=== SUPPLIED MATERIAL ===
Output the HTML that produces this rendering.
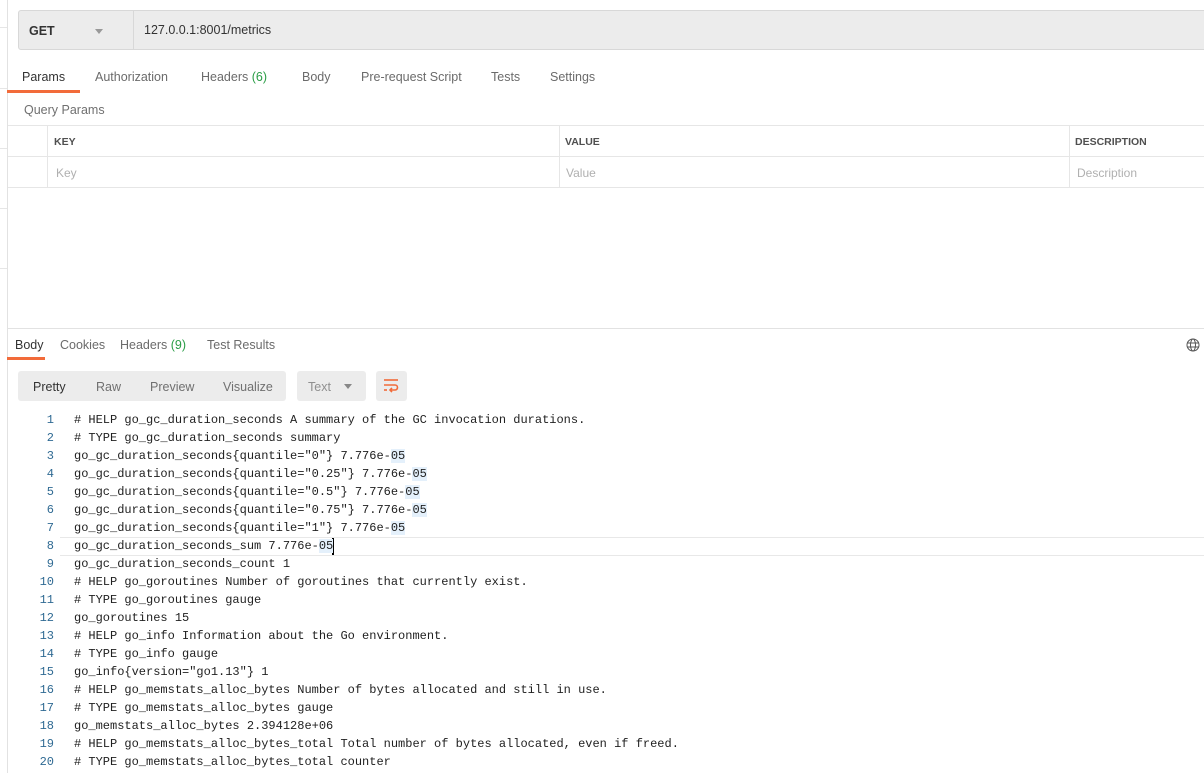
* * *
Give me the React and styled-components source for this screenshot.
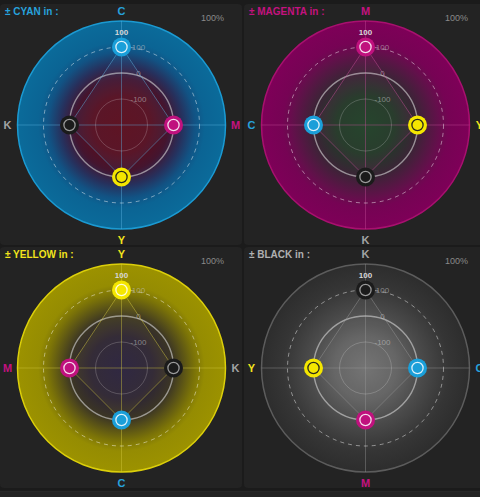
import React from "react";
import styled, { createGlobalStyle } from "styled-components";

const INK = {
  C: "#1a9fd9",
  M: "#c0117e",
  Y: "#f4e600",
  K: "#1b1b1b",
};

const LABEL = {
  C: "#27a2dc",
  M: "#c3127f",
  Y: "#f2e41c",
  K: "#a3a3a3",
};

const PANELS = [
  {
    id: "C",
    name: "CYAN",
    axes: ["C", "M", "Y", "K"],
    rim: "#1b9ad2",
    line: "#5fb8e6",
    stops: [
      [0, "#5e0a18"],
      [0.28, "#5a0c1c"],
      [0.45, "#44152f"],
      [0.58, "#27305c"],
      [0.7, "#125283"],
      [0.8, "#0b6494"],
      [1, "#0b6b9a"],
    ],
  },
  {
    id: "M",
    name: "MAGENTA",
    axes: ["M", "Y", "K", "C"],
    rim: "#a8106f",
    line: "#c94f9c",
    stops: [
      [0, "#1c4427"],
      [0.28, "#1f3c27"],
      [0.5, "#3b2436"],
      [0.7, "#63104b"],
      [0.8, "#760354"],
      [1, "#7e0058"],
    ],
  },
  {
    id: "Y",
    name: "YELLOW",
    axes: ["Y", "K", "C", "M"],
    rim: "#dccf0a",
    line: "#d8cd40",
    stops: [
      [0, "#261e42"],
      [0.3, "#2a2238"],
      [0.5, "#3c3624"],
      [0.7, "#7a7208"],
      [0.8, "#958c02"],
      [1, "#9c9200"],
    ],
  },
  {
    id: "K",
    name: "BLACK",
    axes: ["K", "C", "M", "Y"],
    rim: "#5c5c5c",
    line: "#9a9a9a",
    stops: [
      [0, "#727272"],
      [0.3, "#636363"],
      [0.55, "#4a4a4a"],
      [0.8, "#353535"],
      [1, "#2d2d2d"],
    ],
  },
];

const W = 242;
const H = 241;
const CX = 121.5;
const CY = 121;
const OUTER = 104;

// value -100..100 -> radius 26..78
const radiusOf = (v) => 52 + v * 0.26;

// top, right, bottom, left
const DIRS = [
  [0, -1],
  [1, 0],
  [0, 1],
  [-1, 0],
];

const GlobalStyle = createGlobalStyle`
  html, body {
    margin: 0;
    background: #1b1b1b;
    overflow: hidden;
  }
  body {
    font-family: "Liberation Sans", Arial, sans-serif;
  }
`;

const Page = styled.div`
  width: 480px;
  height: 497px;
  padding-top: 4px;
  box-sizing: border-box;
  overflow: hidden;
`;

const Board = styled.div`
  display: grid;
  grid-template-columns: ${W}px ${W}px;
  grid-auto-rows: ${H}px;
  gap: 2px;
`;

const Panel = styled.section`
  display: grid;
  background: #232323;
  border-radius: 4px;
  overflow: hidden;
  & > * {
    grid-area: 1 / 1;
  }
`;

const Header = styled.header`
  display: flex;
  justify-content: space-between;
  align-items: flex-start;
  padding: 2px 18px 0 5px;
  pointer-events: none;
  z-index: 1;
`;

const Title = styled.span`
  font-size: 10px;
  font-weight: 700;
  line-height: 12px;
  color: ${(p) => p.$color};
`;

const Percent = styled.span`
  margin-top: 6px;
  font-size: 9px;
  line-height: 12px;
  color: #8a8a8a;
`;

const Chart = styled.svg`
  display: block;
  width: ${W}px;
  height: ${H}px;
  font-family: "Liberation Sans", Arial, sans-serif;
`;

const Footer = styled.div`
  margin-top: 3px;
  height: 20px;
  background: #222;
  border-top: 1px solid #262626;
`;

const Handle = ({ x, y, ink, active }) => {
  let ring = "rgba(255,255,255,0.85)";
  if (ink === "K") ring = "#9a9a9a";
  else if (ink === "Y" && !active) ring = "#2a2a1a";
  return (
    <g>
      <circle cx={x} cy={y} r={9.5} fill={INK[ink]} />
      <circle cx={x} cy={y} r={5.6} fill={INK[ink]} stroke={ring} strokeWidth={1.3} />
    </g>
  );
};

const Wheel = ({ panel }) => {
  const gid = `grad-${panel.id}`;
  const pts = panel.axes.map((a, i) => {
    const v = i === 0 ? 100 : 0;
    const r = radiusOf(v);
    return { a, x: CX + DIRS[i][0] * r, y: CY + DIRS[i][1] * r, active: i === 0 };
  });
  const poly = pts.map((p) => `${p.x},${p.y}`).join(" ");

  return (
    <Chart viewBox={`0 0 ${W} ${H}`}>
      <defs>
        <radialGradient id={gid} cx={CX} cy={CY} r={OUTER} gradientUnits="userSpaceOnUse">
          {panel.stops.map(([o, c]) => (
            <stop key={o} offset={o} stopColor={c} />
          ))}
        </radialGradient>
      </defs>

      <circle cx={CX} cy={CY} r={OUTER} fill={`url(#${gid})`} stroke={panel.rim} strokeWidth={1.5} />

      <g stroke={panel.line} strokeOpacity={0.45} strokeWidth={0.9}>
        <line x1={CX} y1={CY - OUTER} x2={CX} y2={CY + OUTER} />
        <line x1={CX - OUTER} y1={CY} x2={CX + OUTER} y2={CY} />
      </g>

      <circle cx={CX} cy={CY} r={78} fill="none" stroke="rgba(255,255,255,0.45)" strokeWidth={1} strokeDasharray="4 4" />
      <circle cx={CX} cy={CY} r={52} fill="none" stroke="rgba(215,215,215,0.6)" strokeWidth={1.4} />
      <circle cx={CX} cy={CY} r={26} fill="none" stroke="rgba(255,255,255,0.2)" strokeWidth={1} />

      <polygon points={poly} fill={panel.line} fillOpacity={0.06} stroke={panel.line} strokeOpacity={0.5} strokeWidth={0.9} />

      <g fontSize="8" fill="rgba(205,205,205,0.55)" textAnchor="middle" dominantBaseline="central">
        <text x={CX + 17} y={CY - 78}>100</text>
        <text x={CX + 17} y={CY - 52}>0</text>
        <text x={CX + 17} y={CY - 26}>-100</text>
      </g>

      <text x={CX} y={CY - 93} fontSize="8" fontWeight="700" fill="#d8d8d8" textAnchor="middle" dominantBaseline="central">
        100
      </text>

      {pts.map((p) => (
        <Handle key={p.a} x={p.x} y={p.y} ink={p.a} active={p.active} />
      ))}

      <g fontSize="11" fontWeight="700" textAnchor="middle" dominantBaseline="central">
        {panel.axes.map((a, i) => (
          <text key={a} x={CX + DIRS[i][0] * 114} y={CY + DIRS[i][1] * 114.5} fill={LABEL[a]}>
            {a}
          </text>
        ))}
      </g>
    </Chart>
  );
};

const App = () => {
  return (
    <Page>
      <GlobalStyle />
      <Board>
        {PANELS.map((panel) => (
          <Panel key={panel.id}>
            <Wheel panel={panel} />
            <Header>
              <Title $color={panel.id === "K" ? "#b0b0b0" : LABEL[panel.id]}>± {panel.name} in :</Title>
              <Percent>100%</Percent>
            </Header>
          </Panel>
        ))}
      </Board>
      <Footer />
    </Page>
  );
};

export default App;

=== AIM ===
Copy all lines of the material above where the string "styled" occurs.

=== TASK SOLUTION ===
Give me the React and styled-components source for this screenshot.
import styled, { createGlobalStyle } from "styled-components";
const Page = styled.div`
const Board = styled.div`
const Panel = styled.section`
const Header = styled.header`
const Title = styled.span`
const Percent = styled.span`
const Chart = styled.svg`
const Footer = styled.div`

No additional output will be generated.